# What is needed
Work out how many lines of the material below mention the word "image"; reply with the number only.

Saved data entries
>>>>

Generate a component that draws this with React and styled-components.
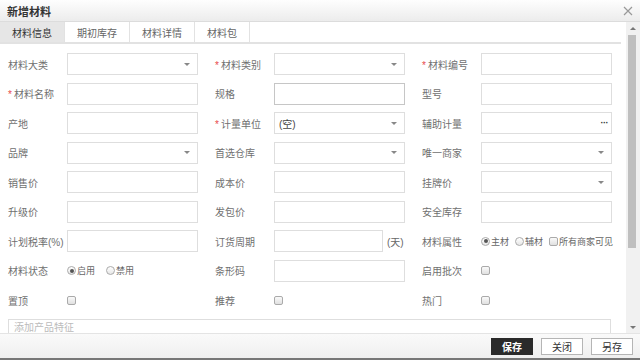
import styled, { createGlobalStyle } from "styled-components";

const GlobalStyle = createGlobalStyle`
    html, body {
        margin:0;
        padding:0;
        background:#fff;
    }
    body {
        font-family:"Liberation Sans","Noto Sans CJK SC",sans-serif;
        font-size:10px;
        color:#555;
    }
`;

const Dialog = styled.div`
    width:640px;
    height:360px;
    display:flex;
    flex-direction:column;
    overflow:hidden;
    background:#fff;
`;
const Header = styled.div`
    height:21px;
    flex:none;
    display:flex;
    align-items:center;
    justify-content:space-between;
    padding:0 7px;
    background:linear-gradient(#fefefe,#ececec);
    border-bottom:1px solid #dcdcdc;
    h1{
        margin:0;
        font-size:11px;
        font-weight:bold;
        color:#333;
    }
`;
const CloseBtn = styled.span`
    width:10px;
    height:10px;
    display:flex;
    color:#999;
`;
const Body = styled.div`
    flex:1;
    display:flex;
    min-height:0;
`;
const Content = styled.div`
    flex:1;
    overflow:hidden;
    padding-right:5px;
`;
const ScrollBar = styled.div`
    width:14px;
    flex:none;
    display:flex;
    flex-direction:column;
    background:#f1f1f1;
`;
const ScrollBtn = styled.div`
    height:12px;
    flex:none;
    display:flex;
    align-items:center;
    justify-content:center;
    &::after{
        content:"";
        border-left:3px solid transparent;
        border-right:3px solid transparent;
        ${p => p.$down ? 'border-top:3px solid #777;' : 'border-bottom:3px solid #777;'}
    }
`;
const Track = styled.div`
    flex:1;
    padding:1px 4px 0 2px;
`;
const Thumb = styled.div`
    height:213px;
    background:#bfbfbf;
`;
const TabBar = styled.div`
    display:flex;
    height:20px;
    border-bottom:2px solid #e2e2e2;
`;
const Tab = styled.div`
    padding:0 12px;
    display:flex;
    align-items:center;
    font-size:10px;
    color:${p => p.$active ? '#333' : '#666'};
    background:${p => p.$active ? '#e6e6e6' : '#fff'};
    border-right:1px solid #e2e2e2;
`;
const Form = styled.div`
    display:grid;
    grid-template-columns:repeat(3,190px);
    column-gap:17px;
    row-gap:7.5px;
    grid-auto-rows:22px;
    padding:9px 0 0 8px;
`;
const Field = styled.div`
    display:grid;
    grid-template-columns:59px 1fr;
    align-items:center;
`;
const Label = styled.label`
    font-size:10px;
    color:#707070;
    white-space:nowrap;
    i{
        color:#e84a4a;
        font-style:normal;
        margin-right:2px;
    }
`;
const Input = styled.div`
    height:22px;
    box-sizing:border-box;
    width:${p => p.$w || '100%'};
    border:1px solid ${p => p.$dark ? '#c6c6c6' : '#dedede'};
    background:#fff;
    display:flex;
    align-items:center;
    padding:0 4px;
    font-size:10px;
    color:#444;
`;
const Arrow = styled.span`
    margin-left:auto;
    margin-right:3px;
    width:0;
    height:0;
    border-left:3px solid transparent;
    border-right:3px solid transparent;
    border-top:3px solid #888;
`;
const Dots = styled.span`
    margin-left:auto;
    margin-right:-1px;
    font-size:9px;
    font-weight:bold;
    color:#333;
    letter-spacing:-0.5px;
    line-height:1;
`;
const Inline = styled.div`
    display:flex;
    align-items:center;
    gap:${p => p.$gap || 4}px;
`;
const Unit = styled.span`
    color:#666;
    font-size:10px;
`;
const Choice = styled.span`
    display:flex;
    align-items:center;
    font-size:9px;
    color:#666;
    white-space:nowrap;
`;
const Radio = styled.span`
    width:7px;
    height:7px;
    border:1px solid #aaa;
    border-radius:50%;
    background:linear-gradient(#fff,#e6e6e6);
    margin-right:1px;
    display:flex;
    align-items:center;
    justify-content:center;
    &::after{
        content:"";
        width:4px;
        height:4px;
        border-radius:50%;
        background:${p => p.$on ? '#555' : 'transparent'};
    }
`;
const Check = styled.span`
    width:7px;
    height:7px;
    border:1px solid #aaa;
    border-radius:2px;
    background:linear-gradient(#fafafa,#e0e0e0);
    margin-right:1px;
`;
const Features = styled.div`
    margin:8px 0 24px 8px;
    width:603px;
    height:96px;
    box-sizing:border-box;
    border:1px solid #dedede;
    padding:2px 5px;
    font-size:10px;
    line-height:12px;
    color:#bbb;
`;
const Footer = styled.div`
    height:24px;
    flex:none;
    display:flex;
    align-items:center;
    justify-content:flex-end;
    gap:8px;
    padding:0 7px 0 0;
    border-top:1px solid #e4e4e4;
    border-bottom:2px solid #777;
    background:linear-gradient(#fafafa,#efefef);
`;
const Button = styled.button`
    width:42px;
    height:17px;
    padding:0;
    font-family:inherit;
    font-size:10px;
    font-weight:${p => p.$primary ? 'bold' : 'normal'};
    color:${p => p.$primary ? '#fff' : '#333'};
    background:${p => p.$primary ? '#2a2a2a' : '#fff'};
    border:1px solid ${p => p.$primary ? '#2a2a2a' : '#b5b5b5'};
    cursor:pointer;
`;

function Row({ label, required, children }) {
    return (
        <Field>
            <Label>{required && <i>*</i>}{label}</Label>
            {children}
        </Field>
    );
}

const Select = ({ children }) => <Input>{children}<Arrow /></Input>;

export default function App() {
    return (
        <Dialog>
            <GlobalStyle />
            <Header>
                <h1>新增材料</h1>
                <CloseBtn>
                    <svg width="10" height="10" viewBox="0 0 10 10">
                        <path d="M1 1 L9 9 M9 1 L1 9" stroke="currentColor" strokeWidth="1.2" />
                    </svg>
                </CloseBtn>
            </Header>
            <Body>
                <Content>
                    <TabBar>
                        <Tab $active>材料信息</Tab>
                        <Tab>期初库存</Tab>
                        <Tab>材料详情</Tab>
                        <Tab>材料包</Tab>
                    </TabBar>
                    <Form>
                        <Row label="材料大类"><Select /></Row>
                        <Row label="材料类别" required><Select /></Row>
                        <Row label="材料编号" required><Input /></Row>

                        <Row label="材料名称" required><Input /></Row>
                        <Row label="规格"><Input $dark /></Row>
                        <Row label="型号"><Input /></Row>

                        <Row label="产地"><Input /></Row>
                        <Row label="计量单位" required><Select>(空)</Select></Row>
                        <Row label="辅助计量"><Input><Dots>···</Dots></Input></Row>

                        <Row label="品牌"><Select /></Row>
                        <Row label="首选仓库"><Select /></Row>
                        <Row label="唯一商家"><Select /></Row>

                        <Row label="销售价"><Input /></Row>
                        <Row label="成本价"><Input /></Row>
                        <Row label="挂牌价"><Select /></Row>

                        <Row label="升级价"><Input /></Row>
                        <Row label="发包价"><Input /></Row>
                        <Row label="安全库存"><Input /></Row>

                        <Row label="计划税率(%)"><Input /></Row>
                        <Row label="订货周期">
                            <Inline><Input $w="109px" /><Unit>(天)</Unit></Inline>
                        </Row>
                        <Row label="材料属性">
                            <Inline $gap={6}>
                                <Choice><Radio $on />主材</Choice>
                                <Choice><Radio />辅材</Choice>
                                <Choice><Check />所有商家可见</Choice>
                            </Inline>
                        </Row>

                        <Row label="材料状态">
                            <Inline $gap={11}>
                                <Choice><Radio $on />启用</Choice>
                                <Choice><Radio />禁用</Choice>
                            </Inline>
                        </Row>
                        <Row label="条形码"><Input /></Row>
                        <Row label="启用批次"><Inline><Check /></Inline></Row>

                        <Row label="置顶"><Inline><Check /></Inline></Row>
                        <Row label="推荐"><Inline><Check /></Inline></Row>
                        <Row label="热门"><Inline><Check /></Inline></Row>
                    </Form>
                    <Features>添加产品特征</Features>
                </Content>
                <ScrollBar>
                    <ScrollBtn />
                    <Track><Thumb /></Track>
                    <ScrollBtn $down />
                </ScrollBar>
            </Body>
            <Footer>
                <Button $primary>保存</Button>
                <Button>关闭</Button>
                <Button>另存</Button>
            </Footer>
        </Dialog>
    );
}
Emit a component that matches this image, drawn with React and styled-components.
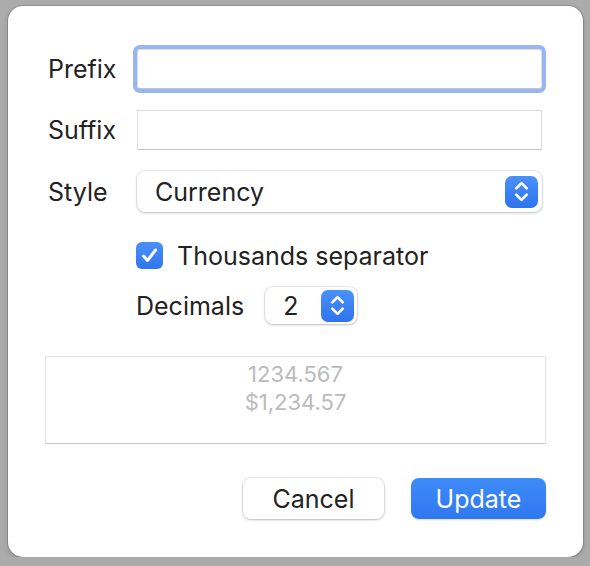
import styled, { createGlobalStyle } from 'styled-components';

const GlobalStyle = createGlobalStyle`
    html, body {
        margin: 0;
        padding: 0;
        background: #ababab;
    }
    body {
        font-family: Inter, "Liberation Sans", sans-serif;
        color: #222;
    }
`;

const Chevrons = () => (
    <svg width='17' height='23' viewBox='0 0 16 22' fill='none'>
        <path d='M3 8 L8 3 L13 8' stroke='#fff' strokeWidth='2.6' strokeLinecap='round' strokeLinejoin='round' />
        <path d='M3 14 L8 19 L13 14' stroke='#fff' strokeWidth='2.6' strokeLinecap='round' strokeLinejoin='round' />
    </svg>
);

const App = () => {
    return (
        <>
            <GlobalStyle />
            <Dialog>
                <Form>
                    <Label>Prefix</Label>
                    <TextField $focused />
                    <Label>Suffix</Label>
                    <TextField />
                    <Label>Style</Label>
                    <Popup>
                        <PopupText>Currency</PopupText>
                        <Stepper>
                            <Chevrons />
                        </Stepper>
                    </Popup>
                    <Options>
                        <CheckRow>
                            <Checkbox>
                                <svg width='19' height='19' viewBox='0 0 19 19' fill='none'>
                                    <path d='M3.5 10 L7.5 14.5 L15.5 4' stroke='#fff' strokeWidth='3' strokeLinecap='round' strokeLinejoin='round' />
                                </svg>
                            </Checkbox>
                            <span>Thousands separator</span>
                        </CheckRow>
                        <DecimalsRow>
                            <span>Decimals</span>
                            <SmallPopup>
                                <PopupText>2</PopupText>
                                <Stepper>
                                    <Chevrons />
                                </Stepper>
                            </SmallPopup>
                        </DecimalsRow>
                    </Options>
                </Form>
                <Preview>
                    <div>1234.567</div>
                    <div>$1,234.57</div>
                </Preview>
                <Buttons>
                    <Button>Cancel</Button>
                    <Button $primary>Update</Button>
                </Buttons>
            </Dialog>
        </>
    );
};

export default App;

const Dialog = styled.div`
    box-sizing: border-box;
    width: 575px;
    height: 551px;
    margin: 6px 0 0 8px;
    padding: 43px 37px 0 37px;
    background: #fff;
    border-radius: 15px;
    box-shadow: 0 0 0 1px rgba(0, 0, 0, 0.12), 0 2px 5px rgba(0, 0, 0, 0.18);
    display: flex;
    flex-direction: column;
`;

const Form = styled.div`
    display: grid;
    grid-template-columns: 89px 1fr;
    grid-template-rows: 40px 40px 41px auto;
    row-gap: 21px;
    align-items: center;
    margin: 0 4px 0 3px;
    font-size: 25px;
`;

const Label = styled.div`
    line-height: 40px;
`;

const TextField = styled.div`
    box-sizing: border-box;
    height: 40px;
    background: #fff;
    border: 1px solid #dcdcdc;
    border-bottom-color: #c4c4c4;
    border-radius: ${(p) => (p.$focused ? '3px' : '0')};
    box-shadow: ${(p) => (p.$focused ? '0 0 0 4px #98b6f3' : 'none')};
`;

const Popup = styled.div`
    box-sizing: border-box;
    height: 41px;
    display: flex;
    align-items: center;
    justify-content: space-between;
    padding: 0 4px 0 18px;
    background: #fff;
    border-radius: 8px;
    box-shadow: 0 0 0 1px rgba(0, 0, 0, 0.07), 0 1px 3px rgba(0, 0, 0, 0.2);
`;

const SmallPopup = styled(Popup)`
    width: 92px;
    height: 37px;
    padding: 0 3px 0 18px;
`;

const PopupText = styled.span`
    font-size: 25px;
    color: #222;
`;

const Stepper = styled.div`
    width: 33px;
    height: 32px;
    border-radius: 7px;
    background: linear-gradient(#4b90f9, #2d74ef);
    display: flex;
    align-items: center;
    justify-content: center;
`;

const Options = styled.div`
    grid-column: 2;
    display: flex;
    flex-direction: column;
    padding-top: 9px;
    margin-left: -1px;
`;

const CheckRow = styled.div`
    display: flex;
    align-items: center;
    gap: 14px;
    height: 27px;
`;

const Checkbox = styled.div`
    width: 27px;
    height: 27px;
    border-radius: 6px;
    background: linear-gradient(#4b90f9, #2f76f0);
    display: flex;
    align-items: center;
    justify-content: center;
`;

const DecimalsRow = styled.div`
    display: flex;
    align-items: center;
    gap: 21px;
    margin-top: 18px;
`;

const Preview = styled.div`
    box-sizing: border-box;
    height: 88px;
    margin-top: 32px;
    padding-top: 3px;
    border: 1px solid #e4e4e4;
    border-bottom-color: #c9c9c9;
    text-align: center;
    font-size: 22px;
    line-height: 28px;
    color: #bbbbbb;
`;

const Buttons = styled.div`
    display: flex;
    justify-content: flex-end;
    gap: 27px;
    margin-top: 34px;
`;

const Button = styled.button`
    box-sizing: border-box;
    height: 41px;
    width: ${(p) => (p.$primary ? '135px' : '141px')};
    font-family: Inter, "Liberation Sans", sans-serif;
    font-size: 25px;
    border-radius: 8px;
    border: none;
    color: ${(p) => (p.$primary ? '#fff' : '#222')};
    background: ${(p) => (p.$primary ? 'linear-gradient(#3f8bf8, #2f78f0)' : '#fff')};
    box-shadow: ${(p) =>
        p.$primary
            ? '0 1px 2px rgba(0, 0, 0, 0.15)'
            : '0 0 0 1px rgba(0, 0, 0, 0.08), 0 1px 3px rgba(0, 0, 0, 0.2)'};
`;
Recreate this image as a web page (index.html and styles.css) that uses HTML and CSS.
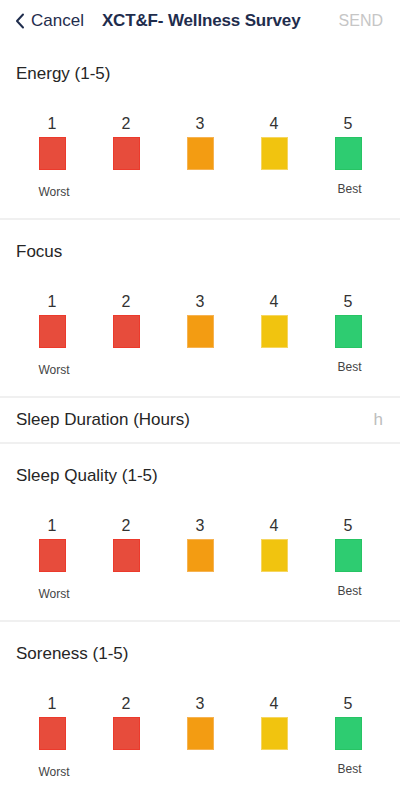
FILE: index.html
```html
<!DOCTYPE html>
<html lang="en">
<head>
<meta charset="utf-8">
<title>XCT&amp;F- Wellness Survey</title>
<link rel="stylesheet" href="styles.css">
</head>
<body>
<div class="app">
  <header class="topbar">
    <a class="back">
      <svg class="chev" width="10" height="16" viewBox="0 0 10 16"><path d="M8 1.5 L2 8 L8 14.5" fill="none" stroke="#1f2d4d" stroke-width="2" stroke-linecap="round" stroke-linejoin="round"/></svg>
      <span>Cancel</span>
    </a>
    <h1 class="title">XCT&amp;F- Wellness Survey</h1>
    <span class="send">SEND</span>
  </header>

  <section class="scale">
    <div class="q">Energy (1-5)</div>
    <div class="row">
      <div class="col"><div class="num">1</div><div class="sq red"></div><div class="lbl worst">Worst</div></div>
      <div class="col"><div class="num">2</div><div class="sq red"></div></div>
      <div class="col"><div class="num">3</div><div class="sq orange"></div></div>
      <div class="col"><div class="num">4</div><div class="sq yellow"></div></div>
      <div class="col"><div class="num">5</div><div class="sq green"></div><div class="lbl best">Best</div></div>
    </div>
  </section>

  <section class="scale">
    <div class="q">Focus</div>
    <div class="row">
      <div class="col"><div class="num">1</div><div class="sq red"></div><div class="lbl worst">Worst</div></div>
      <div class="col"><div class="num">2</div><div class="sq red"></div></div>
      <div class="col"><div class="num">3</div><div class="sq orange"></div></div>
      <div class="col"><div class="num">4</div><div class="sq yellow"></div></div>
      <div class="col"><div class="num">5</div><div class="sq green"></div><div class="lbl best">Best</div></div>
    </div>
  </section>

  <section class="field">
    <span class="flabel">Sleep Duration (Hours)</span>
    <span class="unit">h</span>
  </section>

  <section class="scale">
    <div class="q">Sleep Quality (1-5)</div>
    <div class="row">
      <div class="col"><div class="num">1</div><div class="sq red"></div><div class="lbl worst">Worst</div></div>
      <div class="col"><div class="num">2</div><div class="sq red"></div></div>
      <div class="col"><div class="num">3</div><div class="sq orange"></div></div>
      <div class="col"><div class="num">4</div><div class="sq yellow"></div></div>
      <div class="col"><div class="num">5</div><div class="sq green"></div><div class="lbl best">Best</div></div>
    </div>
  </section>

  <section class="scale">
    <div class="q">Soreness (1-5)</div>
    <div class="row">
      <div class="col"><div class="num">1</div><div class="sq red"></div><div class="lbl worst">Worst</div></div>
      <div class="col"><div class="num">2</div><div class="sq red"></div></div>
      <div class="col"><div class="num">3</div><div class="sq orange"></div></div>
      <div class="col"><div class="num">4</div><div class="sq yellow"></div></div>
      <div class="col"><div class="num">5</div><div class="sq green"></div><div class="lbl best">Best</div></div>
    </div>
  </section>
</div>
</body>
</html>
```

FILE: styles.css
```css
* { box-sizing: border-box; }
html, body { margin: 0; padding: 0; background: #fff; }
body {
  font-family: "Liberation Sans", Arial, sans-serif;
  color: #2a2a2a;
  overflow: hidden;
}
.app { width: 400px; }

.topbar {
  height: 42px;
  display: flex;
  align-items: center;
  padding: 0 17px 0 15px;
}
.back {
  display: flex;
  align-items: center;
  color: #1f2d4d;
  font-size: 17px;
}
.chev { margin-right: 6px; }
.title {
  margin: 0 0 0 18px;
  font-size: 17px;
  font-weight: bold;
  color: #1f2d4d;
  letter-spacing: -0.15px;
}
.send {
  margin-left: auto;
  font-size: 16px;
  color: #c6c6c6;
}

.scale {
  padding: 22px 15px 18px;
  border-bottom: 2px solid #f0f0f0;
}
.q {
  font-size: 17px;
  line-height: 20px;
  padding-left: 1px;
  color: #262626;
}
.row {
  display: grid;
  grid-template-columns: repeat(5, 74px);
  margin-top: 30px;
  height: 86px;
}
.col {
  display: flex;
  flex-direction: column;
  align-items: center;
}
.num {
  font-size: 16px;
  line-height: 20px;
  color: #333;
  margin-bottom: 3px;
}
.sq {
  width: 27px;
  height: 33px;
  border: 1px solid;
}
.red { background: #e74c3c; border-color: #ec3a2c; }
.orange { background: #f39c12; border-color: #f6b352; }
.yellow { background: #f1c40f; border-color: #f6d660; }
.green { background: #2ecc71; border-color: #27c464; }

.lbl {
  width: 27px;
  font-size: 12px;
  line-height: 16px;
  color: #444;
  white-space: nowrap;
}
.worst { margin-top: 14px; text-align: left; }
.best { margin-top: 11px; text-align: right; display: flex; justify-content: flex-end; }

.field {
  height: 46px;
  display: flex;
  align-items: center;
  padding: 0 17px 0 16px;
  border-bottom: 2px solid #f0f0f0;
  font-size: 17px;
}
.flabel { color: #262626; }
.unit { margin-left: auto; color: #bdbdbd; }
```
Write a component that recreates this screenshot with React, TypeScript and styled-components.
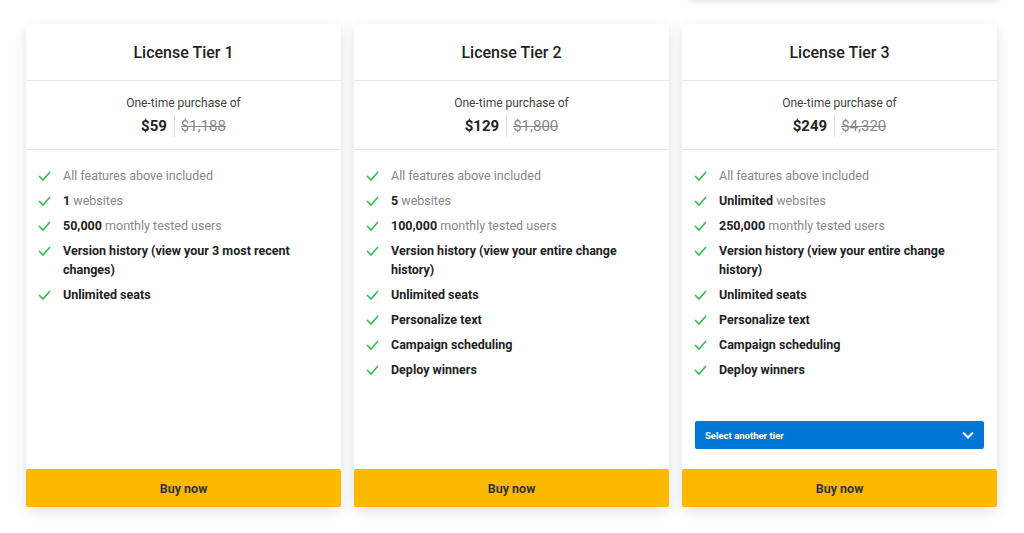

<<<<

# Solution to this task
2